→ **Exercise aim**:
In the entries that follow, find the word "Tailwind" and report each line it is on.

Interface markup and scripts
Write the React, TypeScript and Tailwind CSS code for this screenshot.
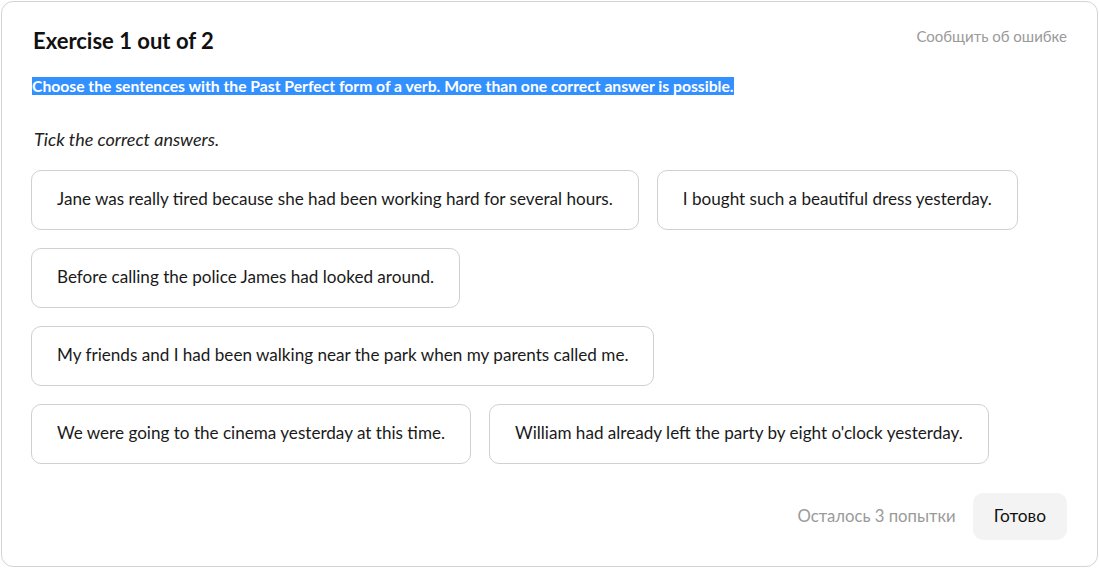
import React from "react";

const rows: string[][] = [
  [
    "Jane was really tired because she had been working hard for several hours.",
    "I bought such a beautiful dress yesterday.",
  ],
  ["Before calling the police James had looked around."],
  ["My friends and I had been walking near the park when my parents called me."],
  [
    "We were going to the cinema yesterday at this time.",
    "William had already left the party by eight o'clock yesterday.",
  ],
];

export default function App() {
  return (
    <div
      className="w-[1099px] h-[568px] bg-white p-px"
      style={{ fontFamily: "Lato, 'Noto Sans', sans-serif" }}
    >
      <div className="h-[566px] w-[1097px] rounded-[12px] border border-[#d4d4d4] bg-white pl-[29px] pr-[30px] pt-[24px] flex flex-col">
        <div className="flex items-start justify-between">
          <h1 className="text-[22px] font-bold leading-[30px] text-[#111] pl-[2px]">
            Exercise 1 out of 2
          </h1>
          <a className="text-[15px] leading-[20px] text-[#9a9a9a] mt-[0px]">
            Сообщить об ошибке
          </a>
        </div>
        <p className="mt-[20px] text-[15.7px] font-bold leading-[21px] pl-[1px]">
          <span className="bg-[#3390ff] text-white">
            Choose the sentences with the Past Perfect form of a verb. More than one correct answer is possible.
          </span>
        </p>
        <p className="mt-[31px] text-[18px] italic leading-[22px] text-[#222] pl-[3px]">
          Tick the correct answers.
        </p>
        <div className="mt-[20px] flex flex-col gap-[18px]">
          {rows.map((row, i) => (
            <div key={i} className="flex gap-[18px]">
              {row.map((t) => (
                <div
                  key={t}
                  className="h-[60px] flex items-center rounded-[10px] border border-[#d0d0d0] px-[25px] pb-[3px] text-[17.1px] text-[#1a1a1a]"
                >
                  {t}
                </div>
              ))}
            </div>
          ))}
        </div>
        <div className="mt-[29px] flex items-center justify-end gap-[17px]">
          <span className="text-[16.7px] text-[#9a9a9a] pt-[1px]">Осталось 3 попытки</span>
          <button className="h-[47px] px-[21px] pb-[2px] rounded-[10px] bg-[#f3f3f3] text-[17.3px] text-[#111]">
            Готово
          </button>
        </div>
      </div>
    </div>
  );
}
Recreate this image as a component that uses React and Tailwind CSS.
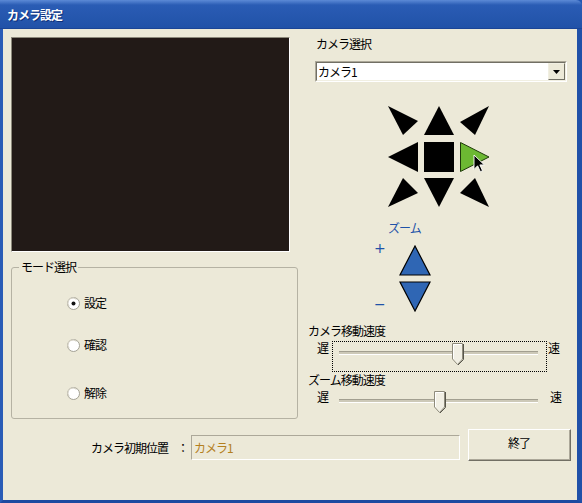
import React from 'react'

const jp = { fontFamily: '"Noto Sans CJK JP", "MS UI Gothic", sans-serif' }

function Radio({ checked }) {
  return (
    <svg width="13" height="13" viewBox="0 0 13 13">
      <circle cx="6.5" cy="6.5" r="6" fill="#fff" stroke="#a3a194" />
      <path d="M2.3 9.5 A5 5 0 0 1 9.5 2.3" fill="none" stroke="#d4d0c3" strokeWidth="1.2" />
      {checked && <circle cx="6.5" cy="6.5" r="2" fill="#111" />}
    </svg>
  )
}

function Thumb() {
  return (
    <svg width="12" height="23" viewBox="0 0 12 23">
      <path d="M0.5 0.5 H10.5 V16 L5.5 21.5 L0.5 16 Z" fill="#f1efe4" stroke="#8e8b7c" />
      <path d="M1.5 16 V1.5 H9.5" fill="none" stroke="#fff" />
      <path d="M11.5 1 V16.5 L6 22" fill="none" stroke="#57554b" />
    </svg>
  )
}

function Track({ pos }) {
  return (
    <div className="relative w-[199px] h-[4px] border-t border-t-[#a29f90] border-b border-b-white bg-[#cdc9b8]">
      <div className="absolute top-[-9px]" style={{ left: pos }}>
        <Thumb />
      </div>
    </div>
  )
}

function ArrowPad() {
  return (
    <svg width="102" height="102" viewBox="0 0 102 102">
      <g fill="#000">
        <polygon points="0,0 30,15 15,29" />
        <polygon points="51,0 36,29 66,29" />
        <polygon points="101,0 72,16 87,29" />
        <polygon points="0,51 30,36 30,66" />
        <rect x="36" y="36" width="30" height="30" />
        <polygon points="0,101 15,72 30,87" />
        <polygon points="36,72 66,72 51,101" />
        <polygon points="101,101 87,72 72,87" />
      </g>
      <polygon points="72.5,36.5 72.5,65.5 101,51" fill="#6cb832" stroke="#1f3a0a" strokeWidth="1" />
      <g transform="translate(86,49) scale(0.9)">
        <path d="M0 0 V16 L4 12 L7 18.5 L9.5 17.5 L6.5 11 H11.5 Z" fill="#000" stroke="#fff" strokeWidth="1" />
      </g>
    </svg>
  )
}

function ZoomButtons() {
  return (
    <svg width="32" height="67" viewBox="0 0 32 67">
      <polygon points="16,1 1,30 31,30" fill="#2f66b4" stroke="#000" strokeWidth="1.2" />
      <polygon points="1,37 31,37 16,66" fill="#2f66b4" stroke="#000" strokeWidth="1.2" />
    </svg>
  )
}

export default function App() {
  return (
    <div className="w-[582px] h-[503px] flex flex-col bg-[#2458b2] text-[12px] tracking-[-1px] text-black" style={jp}>
      <div className="h-[29px] shrink-0 flex items-center pl-[7px] pt-[1px] bg-gradient-to-b from-[#5c8ad6] via-[#2a5cb4] via-[18%] to-[#2152a8] border-b border-b-[#1b4596] rounded-tr-[6px]">
        <span className="text-white font-bold text-[12px] [text-shadow:1px_1px_0_#0c2f78]">カメラ設定</span>
      </div>
      <div className="flex-1 flex flex-col border-l-[3px] border-r-[5px] border-b-[3px] border-l-[#2a5cb6] border-r-[#2050a8] border-b-[#1d4aa0] bg-[#ece9d8] pt-[8px] pl-[8px]">
        <div className="flex">
          <div className="w-[287px] flex flex-col">
            <div className="w-[279px] h-[215px] border-t border-l border-t-[#8c897b] border-l-[#8c897b] border-b border-r border-b-white border-r-white bg-[#221a17]" />
            <fieldset className="mt-[8px] h-[159px] border border-[#b5b2a3] rounded-[3px]">
              <legend className="ml-[7px] px-[2px] leading-[14px]">モード選択</legend>
              <div className="flex flex-col pl-[55px] pt-[22px]">
                <label className="flex items-center h-[14px]">
                  <Radio checked />
                  <span className="ml-[4px] leading-[14px]">設定</span>
                </label>
                <label className="flex items-center h-[14px] mt-[28px]">
                  <Radio />
                  <span className="ml-[4px] leading-[14px]">確認</span>
                </label>
                <label className="flex items-center h-[14px] mt-[34px]">
                  <Radio />
                  <span className="ml-[4px] leading-[14px]">解除</span>
                </label>
              </div>
            </fieldset>
          </div>

          <div className="ml-[10px] w-[262px] flex flex-col">
            <div className="pl-[8px] leading-[14px] h-[14px]">カメラ選択</div>
            <div className="mt-[10px] ml-[7px] w-[252px] h-[21px] border border-t-[#aca899] border-l-[#aca899] border-b-white border-r-white">
              <div className="h-full flex items-center border border-t-[#716f64] border-l-[#716f64] border-b-[#f1efe2] border-r-[#f1efe2] bg-white">
                <span className="flex-1 pl-[1px] leading-[14px]">カメラ1</span>
                <div className="w-[17px] h-full flex items-center justify-center bg-[#ece9d8] border border-t-[#f1efe2] border-l-[#f1efe2] border-b-[#716f64] border-r-[#716f64]">
                  <svg width="7" height="4" viewBox="0 0 7 4"><polygon points="0,0 7,0 3.5,4" fill="#000" /></svg>
                </div>
              </div>
            </div>
            <div className="mt-[24px] ml-[80px] h-[102px]">
              <ArrowPad />
            </div>
            <div className="mt-[13px] ml-[80px] leading-[14px] h-[14px] text-[#1f52a8]">ズーム</div>
            <div className="mt-[6px] ml-[66px] flex items-start">
              <div className="w-[25px] h-[70px] flex flex-col justify-between text-[#1f52a8] text-[14px] leading-[14px] tracking-normal" style={{ fontFamily: '"DejaVu Sans", sans-serif' }}>
                <span>+</span>
                <span>−</span>
              </div>
              <div className="mt-[4px] h-[67px]">
                <ZoomButtons />
              </div>
            </div>
            <div className="mt-[12px] leading-[14px] h-[14px]">カメラ移動速度</div>
            <div className="mt-[3px] flex items-start">
              <span className="ml-[9px] w-[15px] leading-[14px]">遅</span>
              <div className="w-[215px] h-[31px] border border-dotted border-black pt-[9px] pl-[6px]">
                <Track pos={113} />
              </div>
              <span className="ml-[1px] leading-[14px]">速</span>
            </div>
            <div className="mt-[1px] leading-[14px] h-[14px]">ズーム移動速度</div>
            <div className="mt-[3px] flex items-start">
              <span className="ml-[9px] w-[15px] leading-[14px]">遅</span>
              <div className="w-[215px] h-[24px] border border-transparent pt-[8px] pl-[6px]">
                <Track pos={95} />
              </div>
              <span className="ml-[3px] leading-[14px]">速</span>
            </div>
          </div>
        </div>

        <div className="mt-[10px] flex items-start">
          <span className="ml-[80px] w-[86px] mt-[12px] leading-[14px]">カメラ初期位置</span>
          <span className="w-[14px] mt-[12px] leading-[14px]">：</span>
          <div className="mt-[6px] w-[269px] h-[25px] flex items-center pl-[2px] border border-t-[#aca899] border-l-[#aca899] border-b-white border-r-white bg-[#ece9d8] text-[#b4801e] leading-[14px]">
            カメラ1
          </div>
          <button className="ml-[8px] w-[103px] h-[32px] border border-t-white border-l-white border-b-[#716f64] border-r-[#716f64] bg-[#ece9d8]">
            <div className="w-full h-full flex items-center justify-center pb-[3px] border-b border-r border-b-[#aca899] border-r-[#aca899] leading-[14px]">
              終了
            </div>
          </button>
        </div>
      </div>
    </div>
  )
}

→ **Result**:
Write the React, TypeScript and Tailwind CSS code for this screenshot.
Recreate this image as a component that uses React and Tailwind CSS.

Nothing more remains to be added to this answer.